V`yonne at 09:15 on 02 August 2010
Love it! I think I might put conceal alongside windows to give habits more force on the line of its own. This one says a lot! Just as good haiku should.

FelixBenson at 14:36 on 02 August 2010
Oh very good. I like it!

Findy at 15:00 on 02 August 2010
Good one Jennifer

tusker at 15:14 on 02 August 2010
Thanks to you all.

Wrote this in Cornwall where there is a convent tucked away down a lane.

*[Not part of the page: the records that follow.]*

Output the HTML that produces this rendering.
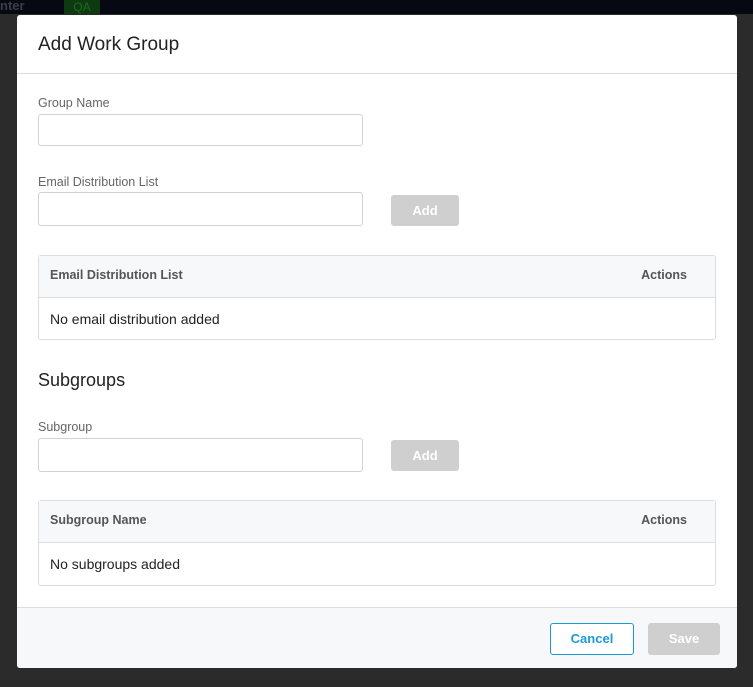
<!DOCTYPE html>
<html><head><style>
*{box-sizing:border-box;margin:0;padding:0}
body{width:753px;height:687px;background:#2b2b2b;font-family:"Liberation Sans",sans-serif;position:relative;overflow:hidden}
.top{position:absolute;left:0;top:0;width:753px;height:14px;background:#070912}
.top span{position:absolute;top:-2px;color:#3b3f48;font-weight:bold;font-size:13px}
.qa{position:absolute;left:64px;top:0;width:36px;height:14px;background:#0e3a12;color:#1d6a23;font-size:12px;text-align:center}
.modal{position:absolute;left:17px;top:15px;width:720px;height:653px;background:#fff;border-radius:3px;overflow:hidden}
.hd{height:59px;border-bottom:1px solid #dcdde0;padding:19px 21px;font-size:19px;color:#222}
.lbl{position:absolute;left:21px;font-size:12.5px;color:#666}
.inp{position:absolute;left:21px;width:325px;height:32px;border:1px solid #cfd2d6;border-radius:3px}
.btn{position:absolute;left:374px;width:68px;height:31px;background:#cfcfd0;border-radius:3px;color:#fff;font-weight:bold;font-size:13px;text-align:center;line-height:31px}
.tbl{position:absolute;left:21px;width:678px;height:85px;border:1px solid #dcdde0;border-radius:3px}
.th{height:42px;background:#f7f8fa;border-bottom:1px solid #dcdde0;font-size:12.5px;font-weight:bold;color:#555;padding:0 11px;line-height:38px;position:relative}
.th b{position:absolute;right:28px}
.td{padding:0 11px;line-height:42px;font-size:14px;color:#222}
.h2{position:absolute;left:21px;top:355px;font-size:18px;color:#222}
.ft{position:absolute;left:0;top:592px;width:720px;height:61px;background:#f7f8fa;border-top:1px solid #dcdde0}
</style></head><body>
<div class="top"><span style="left:0">nter</span><div class="qa">QA</div></div>
<div class="modal">
<div class="hd">Add Work Group</div>
<div class="lbl" style="top:81px">Group Name</div>
<div class="inp" style="top:99px"></div>
<div class="lbl" style="top:160px">Email Distribution List</div>
<div class="inp" style="top:177px;height:34px"></div>
<div class="btn" style="top:180px">Add</div>
<div class="tbl" style="top:240px"><div class="th">Email Distribution List<b>Actions</b></div><div class="td">No email distribution added</div></div>
<div class="h2">Subgroups</div>
<div class="lbl" style="top:405px">Subgroup</div>
<div class="inp" style="top:423px;height:34px"></div>
<div class="btn" style="top:425px">Add</div>
<div class="tbl" style="top:485px;height:86px"><div class="th">Subgroup Name<b>Actions</b></div><div class="td">No subgroups added</div></div>
<div class="ft">
<div style="position:absolute;left:533px;top:15px;width:84px;height:32px;border:1px solid #1a9ad6;border-radius:3px;color:#1a9ad6;font-weight:bold;font-size:13px;text-align:center;line-height:30px;background:#fff">Cancel</div>
<div style="position:absolute;left:631px;top:15px;width:72px;height:32px;background:#cfcfd0;border-radius:3px;color:#fff;font-weight:bold;font-size:13px;text-align:center;line-height:32px">Save</div>
</div>
</div>
</body></html>
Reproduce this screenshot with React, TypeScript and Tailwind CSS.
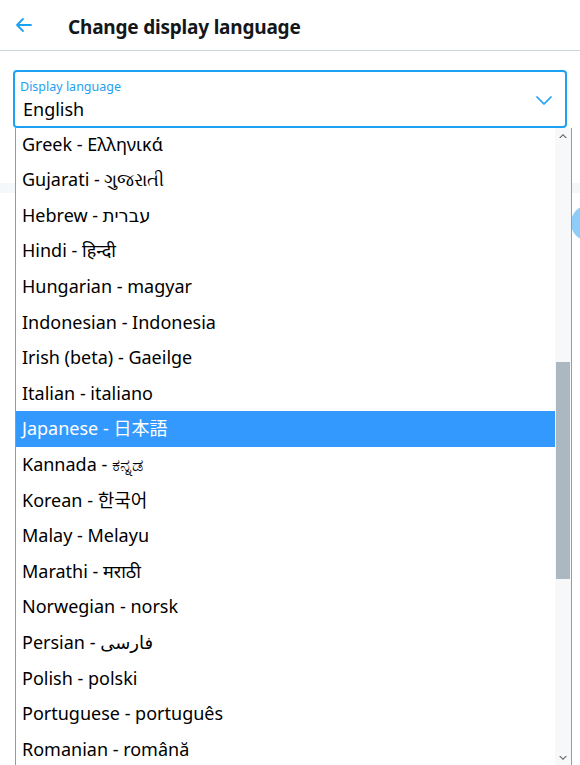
import React from "react";

const langs = [
  "Greek - Ελληνικά",
  "Gujarati - ગુજરાતી",
  "Hebrew - עברית",
  "Hindi - हिन्दी",
  "Hungarian - magyar",
  "Indonesian - Indonesia",
  "Irish (beta) - Gaeilge",
  "Italian - italiano",
  "Japanese - 日本語",
  "Kannada - ಕನ್ನಡ",
  "Korean - 한국어",
  "Malay - Melayu",
  "Marathi - मराठी",
  "Norwegian - norsk",
  "Persian - فارسی",
  "Polish - polski",
  "Portuguese - português",
  "Romanian - română",
];

export default function App() {
  return (
    <div
      className="relative w-[580px] h-[765px] overflow-hidden bg-white"
      style={{ fontFamily: '"Noto Sans", "DejaVu Sans", "Noto Sans CJK JP", sans-serif' }}
    >
      <div className="flex h-[51px] items-center border-b border-[#ccd6dd]">
        <div className="flex w-[68px] items-center pl-[15px]">
          <svg width="18" height="16" viewBox="0 0 18 16" fill="none" stroke="#1da1f2" strokeWidth="1.8" strokeLinecap="round" strokeLinejoin="round">
            <path d="M16 8H2M8 2L2 8l6 6" />
          </svg>
        </div>
        <div className="pt-[4px] text-[19px] font-bold tracking-[-0.2px] text-[#14171a]">Change display language</div>
      </div>
      <div className="px-[13px] pt-[19px]">
        <div className="relative h-[58px] rounded-[4px] border-2 border-[#1da1f2] px-[5px] pt-[7px]">
          <div className="text-[12.5px] leading-[15px] text-[#1da1f2]">Display language</div>
          <div className="mt-[3px] pl-[3px] text-[18px] leading-[24px] text-black">English</div>
          <svg className="absolute right-[12px] top-[22px]" width="18" height="12" viewBox="0 0 18 12" fill="none" stroke="#1da1f2" strokeWidth="1.7" strokeLinecap="round" strokeLinejoin="round">
            <path d="M2 3l7 7 7-7" />
          </svg>
        </div>
      </div>
      <div className="mt-[55px] h-[10px] bg-[#f5f8fa]" />
      <div className="absolute left-[571px] top-[205px] h-[36px] w-[60px] rounded-full bg-[#8ecdf8]" />

      <div className="absolute left-[15px] top-[128px] flex h-[637px] w-[557px] border-x border-[#9a9a9a] bg-white">
        <div className="flex-1 overflow-hidden">
          <div className="mt-[-1.6px]">
            {langs.map((l) => (
              <div
                key={l}
                className={
                  "flex h-[35.6px] items-center pl-[6px] text-[18px] " +
                  (l.startsWith("Japanese") ? "bg-[#3399ff] text-white" : "text-black")
                }
              >
                {l}
              </div>
            ))}
          </div>
        </div>
        <div className="relative w-[16px] bg-[#f7f8fa]">
          <svg className="absolute left-[4px] top-[5px]" width="8" height="6" viewBox="0 0 8 6" fill="#606060">
            <path d="M0 5L4 1l4 4H6.5L4 2.5 1.5 5z" />
          </svg>
          <div className="absolute left-[1px] right-[1px] top-[234px] h-[217px] bg-[#abb8c2]" />
          <svg className="absolute left-[4px] bottom-[4px]" width="8" height="6" viewBox="0 0 8 6" fill="#606060">
            <path d="M0 1l4 4 4-4H6.5L4 3.5 1.5 1z" />
          </svg>
        </div>
      </div>
    </div>
  );
}
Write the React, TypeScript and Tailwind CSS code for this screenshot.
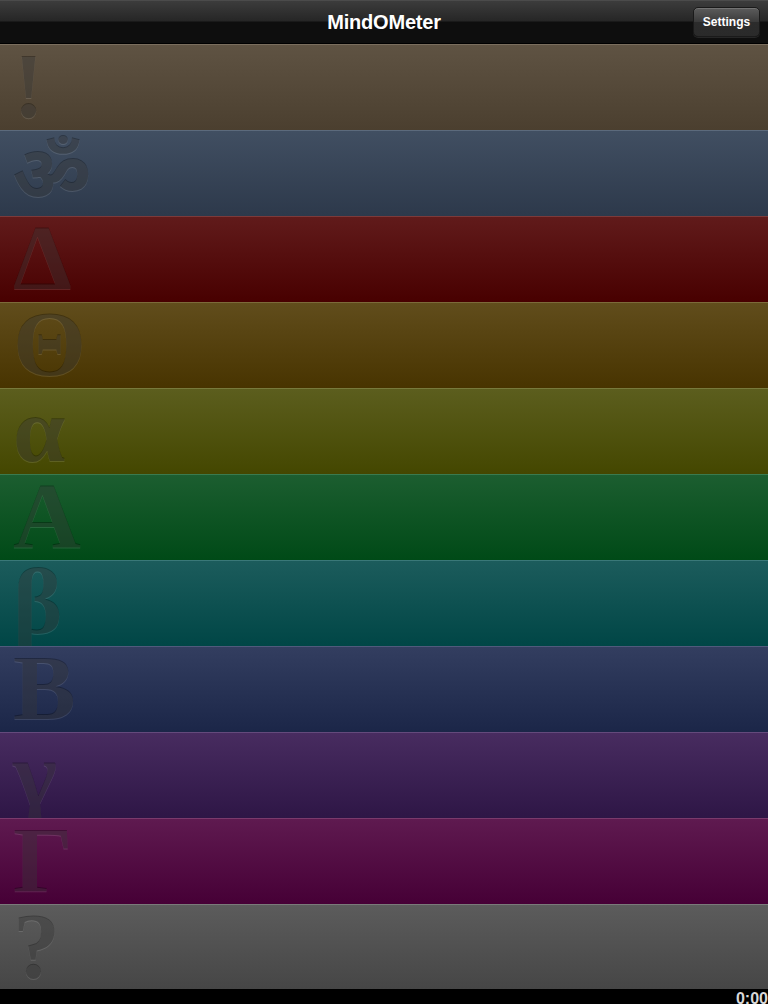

Have done as you suggested, Oonah.


Nella at 15:30 on 02 August 2010
Wonderful, Jennifer!

tusker at 07:10 on 04 August 2010
Thanks Robin,


V`yonne at 20:33 on 14 August 2010
I think you can fit that one into the traditional 3 line form, Jennifer -
Webbed feet patter on

sun warmed roof

wakens the day

Nella at 21:50 on 14 August 2010
I'd like the three line form better, too. Seems to me it should be "waken" and not "wakens" - unless you're using "patter" as a noun. Maybe you are, and I just didn't get it at first.
Lovely image, Jennifer.


tusker at 16:34 on 15 August 2010
Thanks Robin and Oonah.

Will fiddle with it as suggested.


joanie at 08:11 on 23 August 2010
Great images, Jennifer. I particularly like how the first one can hint at the other meaning of 'habits', which lie concealed behind mullioned windows; it makes the point well as a single word.

I, too, prefer the three-lined haiku, and agree with Robin that 'wakens' can confuse, but I can hear those feet as I read! I know the sound well; a reminder of summer. We should come back and re-read when it's January!



tusker at 14:57 on 23 August 2010
Thanks Joanie for your encouraging words.


Thomas Norman at 19:23 on 13 August 2014
The first one is brilliant. I agree the second would be much better as 3 lines as Oonah suggests. But don't change wakens, it gives it character and that is more important than correctness!